Reinhardt asserts that discussions of business and the environment have become bogged down in a sterile debate about whether it pays to be "green," as though there were a categorical answer. "Of course, the answer is, 'It depends.' The appropriate environmental policies for a firm depend on the firm's circumstances: the basic economics of its industry, its position within the industry, its internal capabilities, and the strategy it has chosen."
In Down to Earth, Reinhardt draws on studies of companies in industries as diverse as energy and packaged consumer goods to illustrate approaches for reconciling shareholder value with environmental performance. One such company, Switzerland-based Ciba Specialty Chemicals, reengineered its textile dyes so that its customers could reduce their use of other raw materials and their costs for end-of-pipe waste treatment. Ciba could then capture some of these cost savings.

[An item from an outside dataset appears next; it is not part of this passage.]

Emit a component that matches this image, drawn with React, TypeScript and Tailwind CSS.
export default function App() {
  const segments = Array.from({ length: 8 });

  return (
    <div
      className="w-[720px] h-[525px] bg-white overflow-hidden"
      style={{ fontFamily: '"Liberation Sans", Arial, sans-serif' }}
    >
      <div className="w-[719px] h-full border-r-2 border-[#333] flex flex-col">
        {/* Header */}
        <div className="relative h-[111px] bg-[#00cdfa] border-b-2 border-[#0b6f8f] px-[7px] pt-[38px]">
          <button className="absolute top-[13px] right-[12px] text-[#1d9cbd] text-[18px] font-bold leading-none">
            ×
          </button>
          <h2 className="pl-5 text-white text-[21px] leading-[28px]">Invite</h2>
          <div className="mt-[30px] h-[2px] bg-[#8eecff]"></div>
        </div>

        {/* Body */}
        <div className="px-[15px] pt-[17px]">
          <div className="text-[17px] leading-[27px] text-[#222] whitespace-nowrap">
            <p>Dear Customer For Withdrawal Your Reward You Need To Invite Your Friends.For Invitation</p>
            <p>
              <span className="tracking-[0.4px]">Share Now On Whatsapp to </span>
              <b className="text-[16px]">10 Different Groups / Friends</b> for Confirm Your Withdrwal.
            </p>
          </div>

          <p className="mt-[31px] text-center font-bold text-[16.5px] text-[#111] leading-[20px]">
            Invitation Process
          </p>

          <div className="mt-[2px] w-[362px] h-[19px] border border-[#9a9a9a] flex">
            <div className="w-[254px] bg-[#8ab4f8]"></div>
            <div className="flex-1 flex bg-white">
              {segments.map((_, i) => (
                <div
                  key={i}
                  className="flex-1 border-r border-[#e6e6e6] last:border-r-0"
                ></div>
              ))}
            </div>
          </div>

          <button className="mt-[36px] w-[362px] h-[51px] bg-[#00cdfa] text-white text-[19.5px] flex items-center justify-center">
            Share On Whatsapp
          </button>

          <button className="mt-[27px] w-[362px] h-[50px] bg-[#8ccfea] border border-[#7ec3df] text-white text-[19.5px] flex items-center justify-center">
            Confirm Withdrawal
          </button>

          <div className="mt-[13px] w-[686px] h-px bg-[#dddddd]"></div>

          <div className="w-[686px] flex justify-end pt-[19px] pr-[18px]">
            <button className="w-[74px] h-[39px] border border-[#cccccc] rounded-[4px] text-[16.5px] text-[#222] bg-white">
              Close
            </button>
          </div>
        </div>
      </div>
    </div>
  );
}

Another example is the Ventura, California-based Patagonia sportswear clothing business. Inspired by its founder, mountaineer Yvon Chouinard, the company differentiates its clothing along environmental lines, using expensive organic cotton and polyester made from recycled bottles. Patagonia's margins shrank, but sales to its high-end retail clientele grew and, along with it, the association of the Patagonia name with quality.
Reinhardt reminds managers that social concerns about the environment will not go away and that the underlying conditions that made the environment relevant to business in the first place are intensifying. Down to Earth provides guidance to business leaders who must develop policies that satisfy consumer preferences and regulatory concerns without sacrificing a healthy bottom line.